> _Aim of the exercise_
Only the lines holding the string "source" are needed. Copy each one.
── Entries provided ──
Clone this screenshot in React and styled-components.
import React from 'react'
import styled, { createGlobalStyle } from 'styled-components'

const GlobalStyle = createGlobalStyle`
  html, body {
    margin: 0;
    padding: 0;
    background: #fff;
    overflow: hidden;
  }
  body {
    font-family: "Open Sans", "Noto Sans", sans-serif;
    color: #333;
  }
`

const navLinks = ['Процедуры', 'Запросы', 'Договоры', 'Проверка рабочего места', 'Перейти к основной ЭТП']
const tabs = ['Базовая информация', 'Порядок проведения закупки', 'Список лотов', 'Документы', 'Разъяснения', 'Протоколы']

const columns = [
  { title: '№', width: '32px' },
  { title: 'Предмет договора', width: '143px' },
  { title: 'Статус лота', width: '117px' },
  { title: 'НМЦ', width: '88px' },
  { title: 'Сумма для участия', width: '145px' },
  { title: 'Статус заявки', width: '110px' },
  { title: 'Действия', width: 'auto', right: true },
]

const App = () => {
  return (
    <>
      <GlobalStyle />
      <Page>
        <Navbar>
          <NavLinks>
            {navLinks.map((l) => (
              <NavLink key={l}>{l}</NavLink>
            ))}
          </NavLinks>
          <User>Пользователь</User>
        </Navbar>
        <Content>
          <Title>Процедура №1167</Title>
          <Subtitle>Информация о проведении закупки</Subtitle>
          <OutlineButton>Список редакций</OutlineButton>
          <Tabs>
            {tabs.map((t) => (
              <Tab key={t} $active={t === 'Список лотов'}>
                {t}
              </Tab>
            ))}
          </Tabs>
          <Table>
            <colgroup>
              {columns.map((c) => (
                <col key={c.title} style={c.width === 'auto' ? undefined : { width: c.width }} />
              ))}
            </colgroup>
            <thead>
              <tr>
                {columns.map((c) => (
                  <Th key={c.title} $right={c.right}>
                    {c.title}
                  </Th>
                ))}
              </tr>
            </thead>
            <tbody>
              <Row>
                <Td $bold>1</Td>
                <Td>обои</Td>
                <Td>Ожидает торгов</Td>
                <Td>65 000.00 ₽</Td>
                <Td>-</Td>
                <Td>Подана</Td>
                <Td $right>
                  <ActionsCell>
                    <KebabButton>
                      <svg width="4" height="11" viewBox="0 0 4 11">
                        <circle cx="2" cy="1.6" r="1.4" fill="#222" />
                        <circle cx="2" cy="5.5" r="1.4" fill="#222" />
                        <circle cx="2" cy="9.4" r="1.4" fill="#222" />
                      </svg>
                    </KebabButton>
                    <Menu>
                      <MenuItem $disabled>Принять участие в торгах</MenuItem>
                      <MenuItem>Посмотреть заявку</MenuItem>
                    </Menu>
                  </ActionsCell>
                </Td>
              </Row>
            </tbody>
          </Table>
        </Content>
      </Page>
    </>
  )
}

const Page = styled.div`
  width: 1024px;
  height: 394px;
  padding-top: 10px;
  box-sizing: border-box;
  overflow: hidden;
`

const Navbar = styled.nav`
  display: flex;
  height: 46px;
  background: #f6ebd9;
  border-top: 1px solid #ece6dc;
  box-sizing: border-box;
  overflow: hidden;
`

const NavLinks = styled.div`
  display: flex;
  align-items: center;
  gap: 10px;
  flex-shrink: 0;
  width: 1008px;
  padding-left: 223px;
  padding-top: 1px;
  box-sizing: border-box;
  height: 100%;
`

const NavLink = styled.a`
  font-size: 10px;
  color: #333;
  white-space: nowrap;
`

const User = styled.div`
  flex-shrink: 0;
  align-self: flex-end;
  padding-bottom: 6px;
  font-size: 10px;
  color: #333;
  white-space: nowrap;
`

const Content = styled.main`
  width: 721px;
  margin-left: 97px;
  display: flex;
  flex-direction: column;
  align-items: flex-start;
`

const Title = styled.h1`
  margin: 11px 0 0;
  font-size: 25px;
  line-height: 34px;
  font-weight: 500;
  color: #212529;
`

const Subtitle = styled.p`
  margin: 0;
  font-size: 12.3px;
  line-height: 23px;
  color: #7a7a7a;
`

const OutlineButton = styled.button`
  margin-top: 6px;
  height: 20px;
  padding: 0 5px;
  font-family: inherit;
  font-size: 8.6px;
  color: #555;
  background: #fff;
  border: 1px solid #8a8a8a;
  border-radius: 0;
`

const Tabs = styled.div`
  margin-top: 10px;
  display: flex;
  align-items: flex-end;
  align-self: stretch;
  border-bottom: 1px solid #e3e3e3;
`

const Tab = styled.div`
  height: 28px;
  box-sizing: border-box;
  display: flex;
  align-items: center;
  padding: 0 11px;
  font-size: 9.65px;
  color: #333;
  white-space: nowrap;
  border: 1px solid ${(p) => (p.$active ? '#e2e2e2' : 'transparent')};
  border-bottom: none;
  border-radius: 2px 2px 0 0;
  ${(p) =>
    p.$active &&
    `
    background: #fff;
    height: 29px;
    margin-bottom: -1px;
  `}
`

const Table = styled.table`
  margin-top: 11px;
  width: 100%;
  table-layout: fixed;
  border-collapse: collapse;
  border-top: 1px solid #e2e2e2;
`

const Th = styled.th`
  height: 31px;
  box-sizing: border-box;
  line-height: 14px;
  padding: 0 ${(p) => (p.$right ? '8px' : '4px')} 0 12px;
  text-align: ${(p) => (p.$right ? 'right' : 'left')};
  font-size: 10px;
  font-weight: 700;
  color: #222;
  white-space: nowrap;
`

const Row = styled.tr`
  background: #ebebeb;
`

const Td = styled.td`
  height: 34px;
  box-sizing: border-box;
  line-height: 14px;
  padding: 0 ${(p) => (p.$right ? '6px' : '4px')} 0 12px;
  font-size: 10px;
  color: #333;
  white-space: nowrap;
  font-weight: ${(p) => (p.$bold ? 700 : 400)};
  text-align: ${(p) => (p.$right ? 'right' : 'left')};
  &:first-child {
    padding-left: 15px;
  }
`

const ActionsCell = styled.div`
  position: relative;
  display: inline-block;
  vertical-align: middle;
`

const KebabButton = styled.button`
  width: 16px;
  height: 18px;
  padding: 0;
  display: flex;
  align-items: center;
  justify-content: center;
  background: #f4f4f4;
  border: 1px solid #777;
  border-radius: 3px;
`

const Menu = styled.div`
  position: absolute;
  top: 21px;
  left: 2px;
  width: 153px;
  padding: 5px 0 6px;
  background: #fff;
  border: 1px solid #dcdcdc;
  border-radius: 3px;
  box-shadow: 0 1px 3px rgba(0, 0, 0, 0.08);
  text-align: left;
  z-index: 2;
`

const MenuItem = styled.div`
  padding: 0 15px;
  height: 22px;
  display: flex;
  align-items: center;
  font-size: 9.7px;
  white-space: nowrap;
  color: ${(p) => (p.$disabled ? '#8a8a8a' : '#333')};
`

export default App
───
── Entries provided ──
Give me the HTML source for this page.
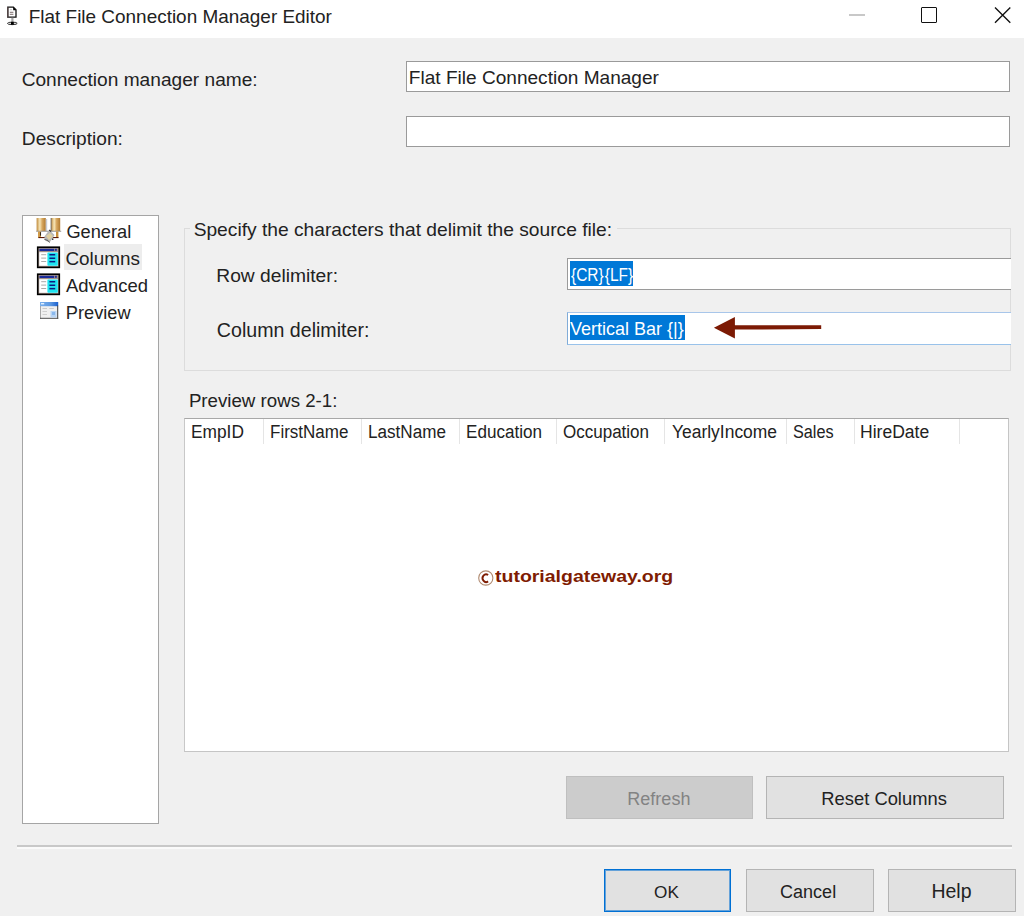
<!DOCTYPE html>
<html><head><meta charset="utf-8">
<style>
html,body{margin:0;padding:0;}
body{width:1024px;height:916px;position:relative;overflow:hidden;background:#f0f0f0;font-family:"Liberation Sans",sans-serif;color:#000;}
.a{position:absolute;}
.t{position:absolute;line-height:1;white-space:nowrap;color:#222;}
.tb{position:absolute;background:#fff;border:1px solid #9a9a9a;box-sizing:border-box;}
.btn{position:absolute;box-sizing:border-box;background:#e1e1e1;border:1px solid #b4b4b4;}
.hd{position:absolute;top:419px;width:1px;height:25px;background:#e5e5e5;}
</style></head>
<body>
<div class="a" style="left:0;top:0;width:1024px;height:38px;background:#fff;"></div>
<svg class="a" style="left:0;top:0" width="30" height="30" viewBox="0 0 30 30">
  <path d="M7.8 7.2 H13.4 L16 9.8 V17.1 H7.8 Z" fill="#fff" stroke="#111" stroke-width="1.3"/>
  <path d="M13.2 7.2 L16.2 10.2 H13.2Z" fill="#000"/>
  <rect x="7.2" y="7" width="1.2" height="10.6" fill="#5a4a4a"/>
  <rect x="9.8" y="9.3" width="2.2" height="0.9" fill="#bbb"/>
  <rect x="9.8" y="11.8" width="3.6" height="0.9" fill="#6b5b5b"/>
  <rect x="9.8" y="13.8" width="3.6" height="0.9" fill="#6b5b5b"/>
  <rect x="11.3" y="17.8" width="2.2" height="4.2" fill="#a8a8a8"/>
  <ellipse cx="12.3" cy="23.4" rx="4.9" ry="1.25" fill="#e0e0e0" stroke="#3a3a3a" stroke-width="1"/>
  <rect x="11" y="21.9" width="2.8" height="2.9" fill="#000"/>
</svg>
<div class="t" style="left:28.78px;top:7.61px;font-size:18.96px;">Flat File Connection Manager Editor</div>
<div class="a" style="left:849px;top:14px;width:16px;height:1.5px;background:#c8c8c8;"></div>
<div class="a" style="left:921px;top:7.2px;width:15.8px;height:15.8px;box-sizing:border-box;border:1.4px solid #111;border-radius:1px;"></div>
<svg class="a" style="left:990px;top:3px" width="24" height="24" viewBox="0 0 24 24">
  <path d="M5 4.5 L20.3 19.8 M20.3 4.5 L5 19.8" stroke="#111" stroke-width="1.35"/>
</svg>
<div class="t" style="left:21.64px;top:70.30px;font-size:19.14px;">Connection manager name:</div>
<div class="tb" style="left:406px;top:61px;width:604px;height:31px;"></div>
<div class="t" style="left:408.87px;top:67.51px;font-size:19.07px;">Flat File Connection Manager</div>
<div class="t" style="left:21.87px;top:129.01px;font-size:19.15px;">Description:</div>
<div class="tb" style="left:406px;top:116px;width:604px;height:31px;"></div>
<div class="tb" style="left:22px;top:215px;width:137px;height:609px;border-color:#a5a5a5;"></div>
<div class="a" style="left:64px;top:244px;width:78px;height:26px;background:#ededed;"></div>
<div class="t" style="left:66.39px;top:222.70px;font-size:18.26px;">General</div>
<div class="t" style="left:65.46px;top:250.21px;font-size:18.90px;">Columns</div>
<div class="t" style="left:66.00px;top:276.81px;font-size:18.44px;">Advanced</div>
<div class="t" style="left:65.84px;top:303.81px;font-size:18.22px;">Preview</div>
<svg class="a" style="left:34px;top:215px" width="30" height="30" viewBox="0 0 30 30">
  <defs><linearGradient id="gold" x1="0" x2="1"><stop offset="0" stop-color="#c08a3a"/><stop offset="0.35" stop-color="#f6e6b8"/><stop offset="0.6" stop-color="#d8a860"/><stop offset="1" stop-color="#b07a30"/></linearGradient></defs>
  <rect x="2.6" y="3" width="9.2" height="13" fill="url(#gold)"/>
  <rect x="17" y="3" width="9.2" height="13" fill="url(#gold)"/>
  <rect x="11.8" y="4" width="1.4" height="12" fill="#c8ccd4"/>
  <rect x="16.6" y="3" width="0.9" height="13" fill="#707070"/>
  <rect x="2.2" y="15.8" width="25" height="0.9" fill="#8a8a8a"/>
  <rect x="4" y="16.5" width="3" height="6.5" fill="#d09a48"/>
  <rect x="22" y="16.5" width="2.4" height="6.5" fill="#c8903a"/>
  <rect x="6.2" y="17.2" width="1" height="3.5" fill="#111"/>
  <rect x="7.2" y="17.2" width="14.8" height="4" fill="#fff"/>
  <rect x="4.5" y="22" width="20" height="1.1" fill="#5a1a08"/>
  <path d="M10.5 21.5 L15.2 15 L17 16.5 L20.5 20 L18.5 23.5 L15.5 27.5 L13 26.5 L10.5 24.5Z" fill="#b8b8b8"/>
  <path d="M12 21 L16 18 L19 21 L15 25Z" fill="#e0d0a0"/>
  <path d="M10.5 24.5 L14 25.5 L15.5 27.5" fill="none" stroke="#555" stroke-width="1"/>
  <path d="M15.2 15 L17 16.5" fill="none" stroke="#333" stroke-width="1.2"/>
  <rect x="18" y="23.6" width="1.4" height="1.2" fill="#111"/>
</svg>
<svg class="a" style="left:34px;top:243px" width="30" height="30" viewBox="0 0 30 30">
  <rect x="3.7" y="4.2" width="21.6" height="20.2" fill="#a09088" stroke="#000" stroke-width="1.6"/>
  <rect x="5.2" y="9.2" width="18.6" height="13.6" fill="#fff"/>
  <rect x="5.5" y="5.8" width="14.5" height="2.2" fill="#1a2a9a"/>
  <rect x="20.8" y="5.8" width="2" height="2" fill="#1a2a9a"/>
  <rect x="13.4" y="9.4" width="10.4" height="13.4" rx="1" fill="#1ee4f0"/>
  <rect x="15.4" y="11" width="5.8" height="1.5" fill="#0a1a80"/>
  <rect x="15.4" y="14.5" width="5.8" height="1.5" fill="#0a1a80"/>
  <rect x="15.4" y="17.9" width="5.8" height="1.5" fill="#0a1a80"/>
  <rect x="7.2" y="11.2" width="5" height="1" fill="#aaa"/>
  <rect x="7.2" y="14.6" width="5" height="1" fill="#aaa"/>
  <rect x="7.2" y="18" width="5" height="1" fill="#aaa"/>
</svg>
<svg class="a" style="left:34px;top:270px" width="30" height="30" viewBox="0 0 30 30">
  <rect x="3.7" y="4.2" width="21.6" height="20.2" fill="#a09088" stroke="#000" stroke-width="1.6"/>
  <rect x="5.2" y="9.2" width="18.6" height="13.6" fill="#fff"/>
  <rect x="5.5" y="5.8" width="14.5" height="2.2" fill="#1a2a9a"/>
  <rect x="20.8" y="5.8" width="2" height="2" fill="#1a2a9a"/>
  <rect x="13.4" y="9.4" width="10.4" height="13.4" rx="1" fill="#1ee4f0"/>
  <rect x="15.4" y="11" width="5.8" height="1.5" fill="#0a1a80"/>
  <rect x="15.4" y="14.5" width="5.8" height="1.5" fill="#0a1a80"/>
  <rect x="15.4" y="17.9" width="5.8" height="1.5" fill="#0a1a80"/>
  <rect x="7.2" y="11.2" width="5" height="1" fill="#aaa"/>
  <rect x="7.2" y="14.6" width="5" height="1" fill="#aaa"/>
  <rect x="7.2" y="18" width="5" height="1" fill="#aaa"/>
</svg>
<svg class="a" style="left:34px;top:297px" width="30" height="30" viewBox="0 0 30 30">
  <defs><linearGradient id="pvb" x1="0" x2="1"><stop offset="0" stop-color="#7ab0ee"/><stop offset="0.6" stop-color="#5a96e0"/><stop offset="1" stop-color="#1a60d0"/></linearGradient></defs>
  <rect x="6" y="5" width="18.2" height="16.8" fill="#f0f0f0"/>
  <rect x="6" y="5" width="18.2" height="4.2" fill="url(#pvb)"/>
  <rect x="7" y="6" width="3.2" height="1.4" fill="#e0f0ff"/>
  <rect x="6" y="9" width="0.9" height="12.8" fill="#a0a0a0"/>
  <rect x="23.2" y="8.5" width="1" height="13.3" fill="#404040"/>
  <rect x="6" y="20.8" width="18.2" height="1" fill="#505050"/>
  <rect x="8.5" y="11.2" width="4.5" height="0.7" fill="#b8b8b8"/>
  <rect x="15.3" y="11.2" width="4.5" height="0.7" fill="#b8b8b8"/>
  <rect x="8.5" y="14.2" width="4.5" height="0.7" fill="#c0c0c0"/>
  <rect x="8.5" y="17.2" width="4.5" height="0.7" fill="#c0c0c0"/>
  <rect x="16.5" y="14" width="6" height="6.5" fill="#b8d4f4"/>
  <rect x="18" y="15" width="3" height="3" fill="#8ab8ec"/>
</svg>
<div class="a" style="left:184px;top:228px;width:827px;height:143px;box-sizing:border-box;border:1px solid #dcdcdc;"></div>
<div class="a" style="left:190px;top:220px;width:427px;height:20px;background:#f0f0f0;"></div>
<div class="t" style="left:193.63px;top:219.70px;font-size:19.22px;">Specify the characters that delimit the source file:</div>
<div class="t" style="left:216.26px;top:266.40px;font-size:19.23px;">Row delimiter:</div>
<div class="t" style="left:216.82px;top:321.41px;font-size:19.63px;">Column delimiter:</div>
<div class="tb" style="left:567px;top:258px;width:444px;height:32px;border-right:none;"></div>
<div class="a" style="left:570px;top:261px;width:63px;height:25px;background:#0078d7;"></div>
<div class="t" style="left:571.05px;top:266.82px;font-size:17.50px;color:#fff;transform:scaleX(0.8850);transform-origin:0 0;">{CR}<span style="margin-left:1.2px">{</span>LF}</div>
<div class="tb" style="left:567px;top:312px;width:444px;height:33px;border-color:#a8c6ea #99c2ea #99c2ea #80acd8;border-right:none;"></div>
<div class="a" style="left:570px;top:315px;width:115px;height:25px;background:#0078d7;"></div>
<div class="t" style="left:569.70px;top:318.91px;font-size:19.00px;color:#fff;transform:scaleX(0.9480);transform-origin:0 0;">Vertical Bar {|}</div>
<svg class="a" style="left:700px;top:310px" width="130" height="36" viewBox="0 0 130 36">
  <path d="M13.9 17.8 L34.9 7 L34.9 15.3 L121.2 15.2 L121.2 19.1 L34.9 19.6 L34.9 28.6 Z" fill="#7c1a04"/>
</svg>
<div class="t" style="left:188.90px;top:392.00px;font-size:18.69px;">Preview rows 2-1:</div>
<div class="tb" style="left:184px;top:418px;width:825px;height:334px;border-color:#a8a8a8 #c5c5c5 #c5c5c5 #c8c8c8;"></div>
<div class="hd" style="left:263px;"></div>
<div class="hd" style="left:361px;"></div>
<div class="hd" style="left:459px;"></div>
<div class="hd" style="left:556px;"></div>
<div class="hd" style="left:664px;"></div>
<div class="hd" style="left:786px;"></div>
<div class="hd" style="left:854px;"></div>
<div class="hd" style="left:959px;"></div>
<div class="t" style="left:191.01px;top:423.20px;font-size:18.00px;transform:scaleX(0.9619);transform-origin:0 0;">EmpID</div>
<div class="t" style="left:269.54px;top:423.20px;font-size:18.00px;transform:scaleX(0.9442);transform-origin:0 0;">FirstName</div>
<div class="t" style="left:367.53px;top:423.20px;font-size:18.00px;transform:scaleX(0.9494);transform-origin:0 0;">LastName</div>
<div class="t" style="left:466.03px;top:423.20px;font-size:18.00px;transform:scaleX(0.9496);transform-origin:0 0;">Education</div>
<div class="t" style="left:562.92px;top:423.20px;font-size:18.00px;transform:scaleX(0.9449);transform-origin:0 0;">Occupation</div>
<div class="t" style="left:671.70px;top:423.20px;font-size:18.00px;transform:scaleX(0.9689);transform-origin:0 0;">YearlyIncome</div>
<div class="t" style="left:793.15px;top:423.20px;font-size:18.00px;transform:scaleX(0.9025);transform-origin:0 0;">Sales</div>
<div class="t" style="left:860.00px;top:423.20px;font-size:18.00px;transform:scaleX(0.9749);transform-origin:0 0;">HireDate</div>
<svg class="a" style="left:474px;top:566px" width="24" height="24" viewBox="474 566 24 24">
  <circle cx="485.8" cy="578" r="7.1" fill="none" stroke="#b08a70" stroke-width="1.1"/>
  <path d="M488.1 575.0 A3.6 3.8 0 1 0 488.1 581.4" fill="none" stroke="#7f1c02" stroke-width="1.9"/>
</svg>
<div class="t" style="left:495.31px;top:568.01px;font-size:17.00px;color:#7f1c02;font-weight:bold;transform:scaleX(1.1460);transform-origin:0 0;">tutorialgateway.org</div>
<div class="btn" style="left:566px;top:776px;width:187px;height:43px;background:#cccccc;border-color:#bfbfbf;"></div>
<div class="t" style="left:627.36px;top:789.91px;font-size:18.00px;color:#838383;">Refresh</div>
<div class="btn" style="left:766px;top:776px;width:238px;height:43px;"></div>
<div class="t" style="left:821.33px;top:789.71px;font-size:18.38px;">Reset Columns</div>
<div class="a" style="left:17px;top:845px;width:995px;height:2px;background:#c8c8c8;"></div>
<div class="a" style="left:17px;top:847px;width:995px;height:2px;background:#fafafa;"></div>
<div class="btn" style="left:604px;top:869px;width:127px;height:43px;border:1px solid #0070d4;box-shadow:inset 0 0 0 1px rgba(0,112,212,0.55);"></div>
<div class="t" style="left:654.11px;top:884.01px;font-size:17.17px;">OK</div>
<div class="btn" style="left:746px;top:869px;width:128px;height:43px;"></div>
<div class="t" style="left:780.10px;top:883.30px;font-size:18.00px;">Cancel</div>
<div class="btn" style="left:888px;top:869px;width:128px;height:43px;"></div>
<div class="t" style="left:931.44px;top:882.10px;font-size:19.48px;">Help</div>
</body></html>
───
> _Output of the task_
Give me the HTML source for this page.
<div class="t" style="left:193.63px;top:219.70px;font-size:19.22px;">Specify the characters that delimit the source file:</div>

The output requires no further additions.